Data provided:
· · · · ·

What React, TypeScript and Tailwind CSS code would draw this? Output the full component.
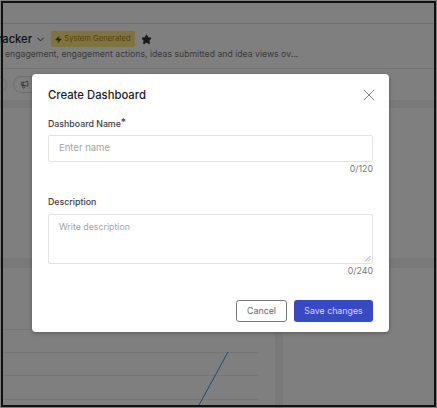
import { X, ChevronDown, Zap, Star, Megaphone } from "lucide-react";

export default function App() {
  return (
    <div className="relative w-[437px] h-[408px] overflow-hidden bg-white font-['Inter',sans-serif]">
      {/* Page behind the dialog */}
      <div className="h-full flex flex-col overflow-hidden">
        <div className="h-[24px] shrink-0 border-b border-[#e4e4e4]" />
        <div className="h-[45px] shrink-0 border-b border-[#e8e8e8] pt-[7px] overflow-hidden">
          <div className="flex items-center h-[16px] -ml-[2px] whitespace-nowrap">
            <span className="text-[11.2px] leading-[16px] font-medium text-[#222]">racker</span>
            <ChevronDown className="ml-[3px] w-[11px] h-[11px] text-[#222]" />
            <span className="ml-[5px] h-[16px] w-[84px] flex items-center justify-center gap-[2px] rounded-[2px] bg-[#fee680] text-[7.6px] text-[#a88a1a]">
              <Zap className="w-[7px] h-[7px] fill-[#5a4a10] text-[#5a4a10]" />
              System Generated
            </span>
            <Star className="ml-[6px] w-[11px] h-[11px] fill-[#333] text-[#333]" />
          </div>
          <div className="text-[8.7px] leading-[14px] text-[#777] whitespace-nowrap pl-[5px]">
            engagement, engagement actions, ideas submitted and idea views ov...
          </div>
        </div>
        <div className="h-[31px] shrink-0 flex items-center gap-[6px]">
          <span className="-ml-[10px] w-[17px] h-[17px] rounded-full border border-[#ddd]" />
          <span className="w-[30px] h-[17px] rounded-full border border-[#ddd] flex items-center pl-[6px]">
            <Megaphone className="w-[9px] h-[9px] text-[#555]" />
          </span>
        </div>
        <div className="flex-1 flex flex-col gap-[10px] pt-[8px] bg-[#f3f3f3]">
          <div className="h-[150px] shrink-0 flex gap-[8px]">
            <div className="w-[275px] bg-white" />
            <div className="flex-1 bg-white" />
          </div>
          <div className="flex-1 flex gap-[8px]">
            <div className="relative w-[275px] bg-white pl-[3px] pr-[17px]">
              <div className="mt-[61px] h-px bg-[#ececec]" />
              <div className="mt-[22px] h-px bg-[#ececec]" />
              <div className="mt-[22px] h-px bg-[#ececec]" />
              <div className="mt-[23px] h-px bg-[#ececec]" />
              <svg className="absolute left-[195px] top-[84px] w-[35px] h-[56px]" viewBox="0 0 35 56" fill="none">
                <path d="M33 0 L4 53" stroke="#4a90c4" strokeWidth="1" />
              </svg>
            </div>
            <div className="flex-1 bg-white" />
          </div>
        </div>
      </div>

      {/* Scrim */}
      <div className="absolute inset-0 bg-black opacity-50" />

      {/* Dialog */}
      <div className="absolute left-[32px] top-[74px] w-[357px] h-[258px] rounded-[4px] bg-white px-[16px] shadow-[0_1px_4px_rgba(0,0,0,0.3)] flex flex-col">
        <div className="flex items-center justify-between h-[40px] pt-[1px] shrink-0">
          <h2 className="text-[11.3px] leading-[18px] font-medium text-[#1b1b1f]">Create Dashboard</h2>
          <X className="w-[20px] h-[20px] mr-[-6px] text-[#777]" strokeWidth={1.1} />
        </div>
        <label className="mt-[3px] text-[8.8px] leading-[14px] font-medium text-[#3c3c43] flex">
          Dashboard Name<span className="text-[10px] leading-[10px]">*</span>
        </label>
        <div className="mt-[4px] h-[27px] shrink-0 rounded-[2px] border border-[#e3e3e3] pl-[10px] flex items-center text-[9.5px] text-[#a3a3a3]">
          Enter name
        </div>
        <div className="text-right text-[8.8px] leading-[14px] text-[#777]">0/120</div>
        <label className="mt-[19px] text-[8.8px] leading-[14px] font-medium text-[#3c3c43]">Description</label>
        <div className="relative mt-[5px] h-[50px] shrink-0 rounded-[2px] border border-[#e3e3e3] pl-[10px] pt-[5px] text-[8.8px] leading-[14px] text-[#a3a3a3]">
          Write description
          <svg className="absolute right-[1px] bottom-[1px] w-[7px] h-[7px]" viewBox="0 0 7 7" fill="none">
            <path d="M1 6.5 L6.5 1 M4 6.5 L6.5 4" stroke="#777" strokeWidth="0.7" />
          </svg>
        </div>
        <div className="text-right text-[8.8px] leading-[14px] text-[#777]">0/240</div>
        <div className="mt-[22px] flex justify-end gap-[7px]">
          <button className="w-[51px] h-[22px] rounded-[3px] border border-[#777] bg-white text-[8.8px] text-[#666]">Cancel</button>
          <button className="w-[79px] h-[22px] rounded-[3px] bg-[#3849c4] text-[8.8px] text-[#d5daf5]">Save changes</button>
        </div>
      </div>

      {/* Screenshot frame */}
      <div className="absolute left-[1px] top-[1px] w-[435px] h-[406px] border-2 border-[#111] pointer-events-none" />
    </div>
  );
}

· · · · ·

Do this: Restate, line by line and word for word, everything from the top of the material through the line that contains "Zap, Star, Megaphone". Leave pictures out.

Right answer:
What React, TypeScript and Tailwind CSS code would draw this? Output the full component.
import { X, ChevronDown, Zap, Star, Megaphone } from "lucide-react";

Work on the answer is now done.